If you run SQL Server management studio, you can include the execution plan with your query (Ctrl-M), it displays a network of how the tables and views join and more importantly, what types of scans are used to get the data. It also shows lines that are proportional to the number of rows being operated on. If you can see any big lines, then possibly your join condition is too generous (and you are using the WHERE clause incorrectly to fix the join) or maybe you do actually want to select tons of data in which case big lines might be acceptable.
As far as table and index scans are concerned, there are really two levels of understanding, one of which will help massively and the other is perhaps when you want to squeeze the last drops of performance out of the query once you have made the major changes.
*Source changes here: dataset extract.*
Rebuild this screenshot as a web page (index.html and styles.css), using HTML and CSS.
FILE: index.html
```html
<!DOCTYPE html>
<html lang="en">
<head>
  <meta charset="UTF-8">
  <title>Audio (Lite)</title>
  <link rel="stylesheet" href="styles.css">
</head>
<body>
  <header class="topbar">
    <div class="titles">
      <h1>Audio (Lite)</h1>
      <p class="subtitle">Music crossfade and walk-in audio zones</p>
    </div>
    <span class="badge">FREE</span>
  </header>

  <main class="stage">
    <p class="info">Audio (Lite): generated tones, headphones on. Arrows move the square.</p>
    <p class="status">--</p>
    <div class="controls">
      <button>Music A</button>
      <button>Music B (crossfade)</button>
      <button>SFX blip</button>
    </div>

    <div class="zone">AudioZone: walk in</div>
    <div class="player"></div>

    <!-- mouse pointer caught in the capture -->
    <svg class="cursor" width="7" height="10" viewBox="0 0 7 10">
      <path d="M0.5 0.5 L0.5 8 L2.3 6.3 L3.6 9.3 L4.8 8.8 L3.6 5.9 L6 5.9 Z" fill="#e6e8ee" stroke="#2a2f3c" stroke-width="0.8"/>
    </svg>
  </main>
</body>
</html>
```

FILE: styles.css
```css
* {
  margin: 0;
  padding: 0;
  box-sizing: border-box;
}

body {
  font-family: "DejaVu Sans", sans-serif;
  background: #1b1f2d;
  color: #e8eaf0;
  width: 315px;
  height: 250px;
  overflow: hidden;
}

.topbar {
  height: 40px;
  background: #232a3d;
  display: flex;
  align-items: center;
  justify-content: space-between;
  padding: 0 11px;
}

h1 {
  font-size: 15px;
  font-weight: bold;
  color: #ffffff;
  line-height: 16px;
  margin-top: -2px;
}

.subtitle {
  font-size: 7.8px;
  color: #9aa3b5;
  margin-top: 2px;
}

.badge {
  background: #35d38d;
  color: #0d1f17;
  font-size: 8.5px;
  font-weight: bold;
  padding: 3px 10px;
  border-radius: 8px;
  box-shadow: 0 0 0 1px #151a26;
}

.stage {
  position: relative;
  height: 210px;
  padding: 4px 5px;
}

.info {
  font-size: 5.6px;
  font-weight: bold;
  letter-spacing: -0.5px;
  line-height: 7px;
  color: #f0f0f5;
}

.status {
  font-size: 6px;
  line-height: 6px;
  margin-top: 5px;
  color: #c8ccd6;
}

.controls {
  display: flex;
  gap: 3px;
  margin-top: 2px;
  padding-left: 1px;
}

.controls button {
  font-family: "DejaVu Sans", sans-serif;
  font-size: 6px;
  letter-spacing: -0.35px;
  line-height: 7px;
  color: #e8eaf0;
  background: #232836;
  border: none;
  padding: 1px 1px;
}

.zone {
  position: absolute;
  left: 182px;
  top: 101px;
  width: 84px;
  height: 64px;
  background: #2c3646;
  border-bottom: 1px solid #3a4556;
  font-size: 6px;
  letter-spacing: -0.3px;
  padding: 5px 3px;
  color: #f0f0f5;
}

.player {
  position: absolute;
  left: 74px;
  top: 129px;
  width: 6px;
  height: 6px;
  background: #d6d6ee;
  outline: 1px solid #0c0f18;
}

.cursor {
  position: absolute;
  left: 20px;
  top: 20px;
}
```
Let's first consider the easier deductions from the execution plan. If you see any "table scan" elements on your diagram, that is generally bad and unless you have a good reason, you need to create an index on the table that can be used (even if your table is small - it can decrease join performance noticeably). What a table scan means is that the query has to scan all columns in the whole table to find and match rows. Virtually every table should contain a primary key column(s) and this creates an implicit clustered index so at very least you should be scanning the clustered index. If you do not have a primary key (suspicious!), you can still create indexes and it is these that will remove table scans as well as removing clustered index scans which are slightly better than table scans but include all columns still and can be slow also. By creating an index you should be able to include a few key columns which will dictate the sort order (which can help with join performance) but also (SQL Server 2005) you can include additional columns which the query can use but which will not unduly slow the creation and update of the index since they do not dictate ordering. If you have an index on TABLE with, e.g. columns A and B and your query says something like select A from TABLE where B = 2 will use the index directly. You will get an index seek ideally (a subset of rows from the full index, less than about 15%), which is very fast, or perhaps an index scan which has to read all rows but is preferable to table scans since the amount of data being used is a subset of the table data.
The second level of performance comes when your indexes are not quite right and you get strange items like "Bookmark Lookup" or "RID Lookup" which are both similar and caused by the same basic problem. Imagine in your example above you did select A, C from TABLE where B = 2. Although the index can be used to find the matching rows which is fast, in order to return column C, the query needs to find the primary key in the index (which is included by default) and then using this it needs to scan the clustered index or the base table if there is no clustered index in order to find the data for column C. This is a bookmark lookup (or an RID lookup if the base table has no clustered index - it is a 'heap'). These are also slow but possibly faster than a clustered index scan or a table scan. You might find sometimes that the query optimiser decides to not bother using the index and assumes you might as well go straight to the base table. To fix this issue, you would need to include column C into your index or create a new index with A, B and C in it.
Bear in mind that there is always a trade-off between the number of indexes and the insert/update/delete performance of the table as well as the amount of memory required depending on the size of the index which is related to the size of the underlying table. Generally, it is better to add a column into an existing index rather than create a whole new index which is slightly different. If one index has the same columns as another (even if the other index has a few more) then it is redundant e.g. Index1 = A, B, C; Index2 = A, B means that Index2 is redundant since all of the information is already available in Index1.
Also, the actual performance gain depends on the indexed columns relative to the base table columns. If your index had 5 of 6 available columns from the table then there will be little difference between an index scan and a table scan. Also, if you are selecting a text field from a table but using a WHERE clause which is NOT based on the text field, you might find it quicker to split the index into one without the text field (which reduces the size of the index and speeds it up) and then create a second index with just the text field in which the query should be able to use to get the resulting text field for each matching row.